To this litany of occupations that produce
radical Muslim terrorism, Chechnya and Kashmir can be added.
In contrast, authoritarian governments like
that of Iraq and Syria, while they might use terror for their
own purposes from time to time, did not produce large-scale
independent terrorist organizations that struck international
targets. Authoritarian governments also proved adept at effectively
crushing terrorist groups, as can be seen in Algeria and Egypt.
It was only in failed states such as Afghanistan that they could
flourish, not in authoritarian ones.
So it is the combination of Western occupation and weak states
that produced the conditions for radical Muslim terrorism.

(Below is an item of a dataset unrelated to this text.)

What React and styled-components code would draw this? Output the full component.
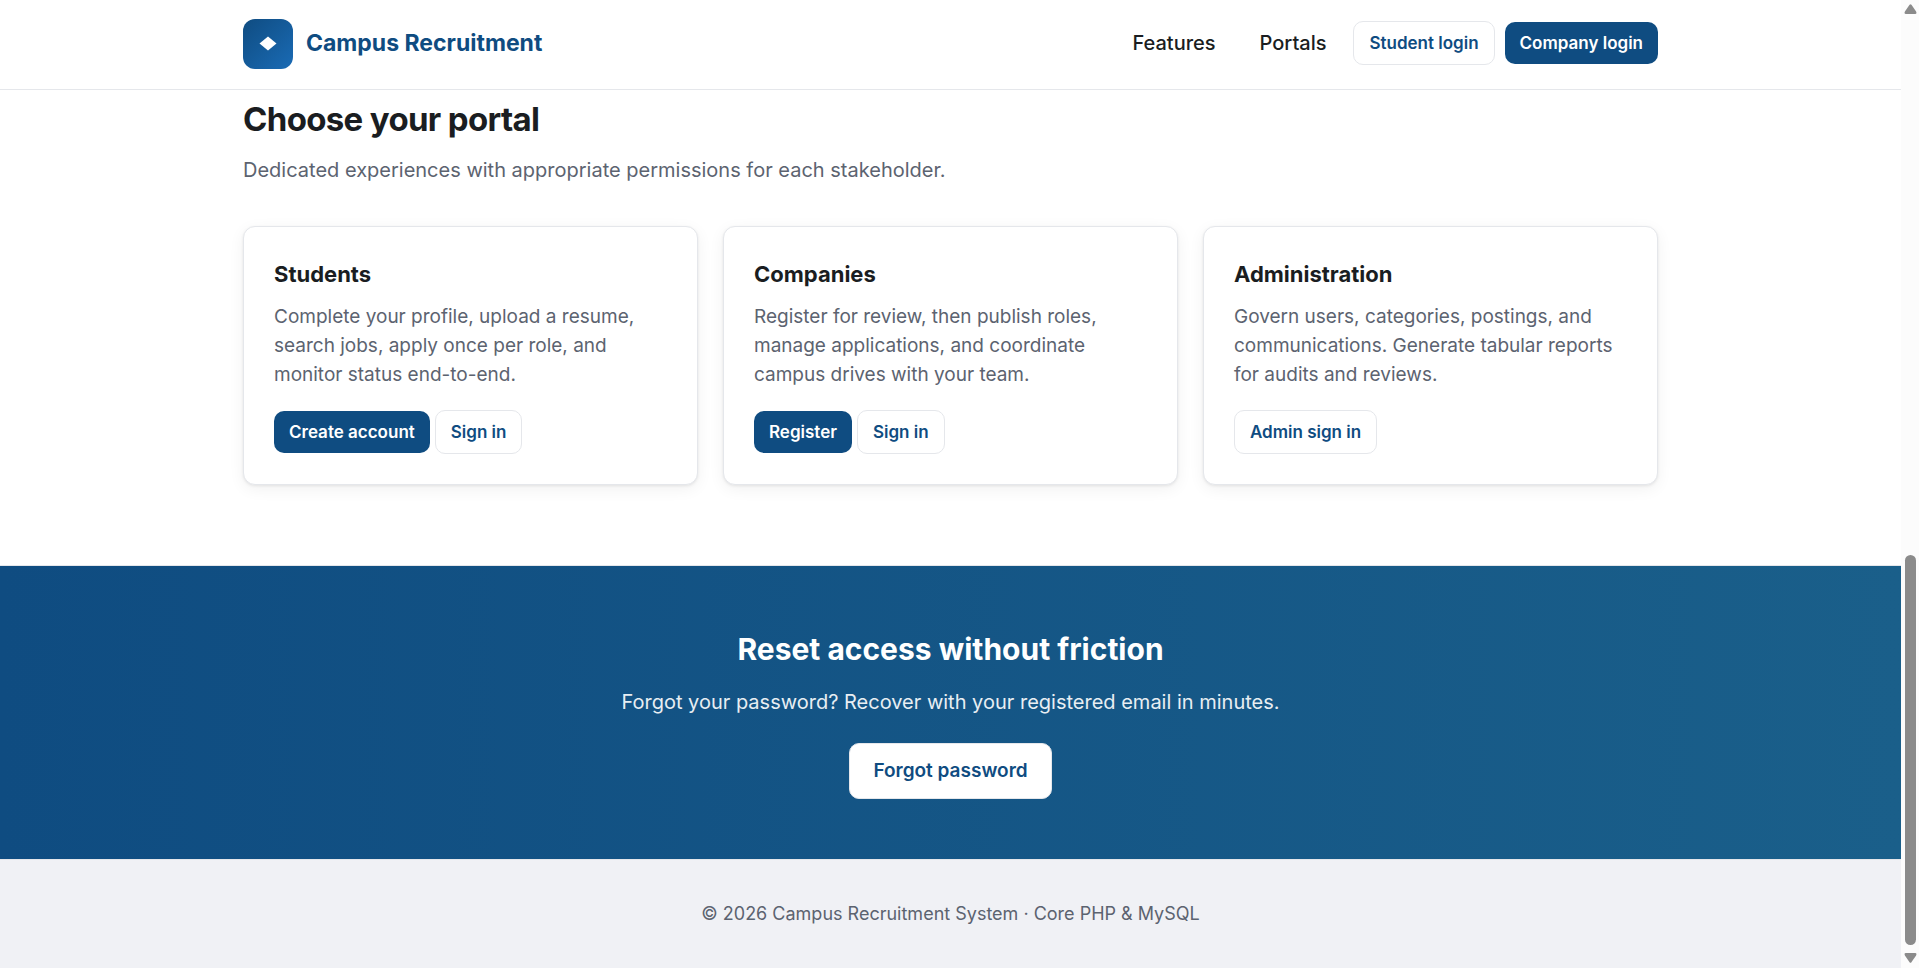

Democratic countries have often produced
terrorist movements. This was true of Germany, Italy, Japan,
and the United States in the late 1960s and through the 1970s.
There is no guarantee that a more democratic Iraq, Egypt, or
Lebanon will produce less terrorism. Certainly, the transition
from Ba'athist dictatorship has introduced terrorism on a large
scale into Iraqi society, and it may well spill over from there
into neighboring states.
Morocco has been liberalizing for some years,
and held fairly aboveboard parliamentary elections in 2002.
Yet liberalizing Morocco produced the al-Salafiyyah al-Jihadiyyah
group in Tangiers that committed the 2003 Casablanca bombings
and the 2004 Madrid train bombings.
Moreover, if democracy means majority rule
and the expression of the general will, then it won't always
work to the advantage of the U.S. Bush administration spokesmen
keep talking about Syrian withdrawal being the demand of the
"Lebanese people." But 40 percent of the Lebanese are Shi'ites,
and 15 percent are probably Sunnis, and it may well be that
a majority of Lebanese want to keep at least some Syrian troops
around. Hezbollah has sided with Syria and Sheikh Nasrallah
has called for a big pro-Syrian demonstration by Shi'ites on
Tuesday.
For true democracy to flourish in Lebanon,
the artificial division of seats in parliament so that half
go to the Christian minority would have to be ended. Religious
Shi'ites would have, as in Iraq, a much bigger voice in national
affairs. Will a Lebanon left to its own devices to negotiate
a social compact between right-wing Christians and the Shi'ite
Hezbollah really be an island of stability?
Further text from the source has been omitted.